Ömrüm içinde öyle bir bölüm vardır ki bu zamana gençlik denir. İnsanin en dinç ve güçlü olduğu ibadeti daha sağlam ve iyi yapabileceği ve yani zamanda büyüklerimizin tabiriyle “Delikanlılık” yani insanın ölümü hesabı pek hatırlamadığı zaman diyebiliriz. Ama öyle genç kardeşlerimizden var ki yolunu İslam’a ve hak yola adamış. Gençligin bir kere olduğunu bilen ve hayatının en güzel zamanının Allah yoluna adıyan gençkardeşlerimiz. Rabbim onlardan razı olsun. Ömrümüzü ve ömrün içinde çok önemli bir yeri olan gençliğimizi Rabbimizin yolunda harcamayı nasip etsin.
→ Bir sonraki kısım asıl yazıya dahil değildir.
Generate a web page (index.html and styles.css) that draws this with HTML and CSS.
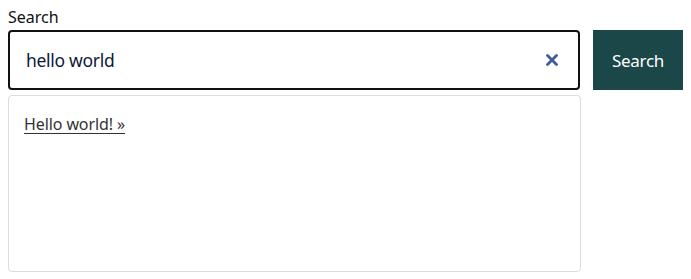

Hz. Ömer’in bir sözünde dediği gibi “Namaz Kılan Yaşlıyı Severim, Ama;

Namaz Kılan Gence Aşığım.”

Kıymetli kardeşlerim hesaba çekileceğimiz bir diğer konu ise malımızı nereden kazandığımız. Peygamber Efendimiz sas bir hadiste şöyle buyuruyor: “Ey insanlar! Allah’tan (hakkıyla) sakının ve rızkınızı güzel yoldan arayın. Hiç kimse (Allah’ın kendisine takdir ettiği) rızkı -geç de olsa- elde etmeden ölmeyecektir. Öyleyse Allah’tan (hakkıyla)sakının ve rızkınızı güzel yoldan arayın. Helâl olanı alın, haram olanı bırakın!” (İbn Mâce, Ticâret, 2)

Kazancımızın helal yoldan olmasına kul hakkına girmemeye dikkat etmeliyiz.

Bununla birlikte bir diğer hesabımız ise malımızı nerelerde harcadığımızdır kıymetli kardeşlerim.

Hadis-i şerifte de buyuruldu ki:

(Yiyip için, giyinin ve tasadduk edin. Fakat israf ve kibirden sakının!) [Buhari]Ben kazandım istediğim yerde harcarım düşüncesi yanlıştır kardeşlerim. Malımızı ihtiyacımız dahilinde helal dairesinde harcamalıyız.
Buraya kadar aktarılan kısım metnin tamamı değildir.